Marilyn understood the
power of image like few others. Nothing was accidental: every pose in front of
the cameras, every crystalline laugh, every movement of her platinum hair was
charged with intention. She could read the press better than a modern digital
strategist reads “views.” She knew when to smile, when to stay silent, when to
disappear so she would be missed more. She knew that a white dress billowing
over a subway grate could say more than a thousand interviews. Although the
studio shaped her persona, she perfected it until it became an unmistakable
brand. In the fifties, she was simply Marilyn being Marilyn: an identity
carefully crafted to captivate the entire world.
Her influence generated
constant conversation: imitations, rumors, magazine covers, scandals.
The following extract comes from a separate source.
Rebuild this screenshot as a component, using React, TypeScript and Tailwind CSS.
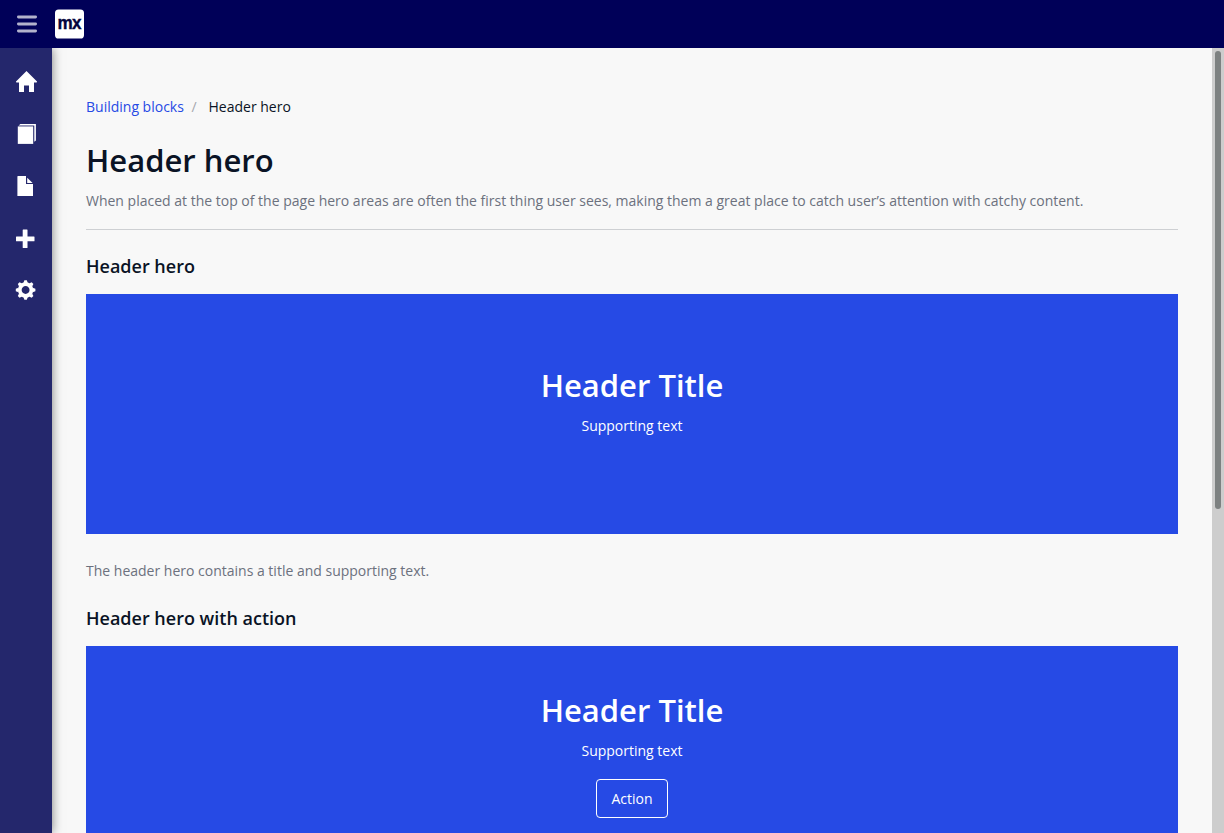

Her face
circulated through magazines, shop windows, and calendars with the same speed
as today. When Marilyn changed her hairstyle, half the world followed. When she
wore a lipstick shade, it sold out in stores. When she appeared in a new dress,
she defined the season’s trend. In today’s terms: she sparked emotions, set
style, and ignited passions with a naturalness that seemed like pure magic.
But like many creators
today, sustaining such a luminous public identity required hiding the cracks,
the sleepless nights, the doubts. The Marilyn who laughed on screen coexisted
with Norma Jeane, who feared not being enough, who longed for serious roles in
a system that only wanted disposable glamour from her. She lived under the
pressure of being watched, judged, and consumed twenty-four hours a day, long
before anonymous blog comments existed. Her story reveals something
uncomfortable: the tension between the real person and the brand didn’t begin
with social media. It just became visible to everyone.
Even today, we look at
Marilyn Monroe recognizing that her life anticipated our era. She embodied the
paradox of being loved by millions yet feeling profoundly alone. Of having a
powerful public voice and still not being heard in private. Perhaps that’s why
we remain hypnotized: because in observing her, we understand something about
ourselves in this world saturated with images and impossible expectations.
Marilyn Monroe wasn’t
just the last great star of old Hollywood. She was the first global
“influencer.” And her story leaves us with an uncomfortable question for this
digital age: have the mechanisms of fame really changed, or have only the
platforms where it’s consumed changed?
Perhaps Marilyn’s most
unsettling lesson is not that she was ahead of her time, but that we never
advanced in ours. We continue consuming people as content, turning
vulnerabilities into spectacle, demanding authenticity while punishing any
imperfection. Decades later, with all our technology, we are still building the
same golden cages. Only now we call them “platforms,” and anyone who enters
does so under a contract no one reads but everyone signs: your image in
exchange for relevance, your privacy in exchange for “likes,” your mental
health in exchange for staying visible. Maybe Marilyn warned us. And we, the
consumers of fantasies, chose not to listen.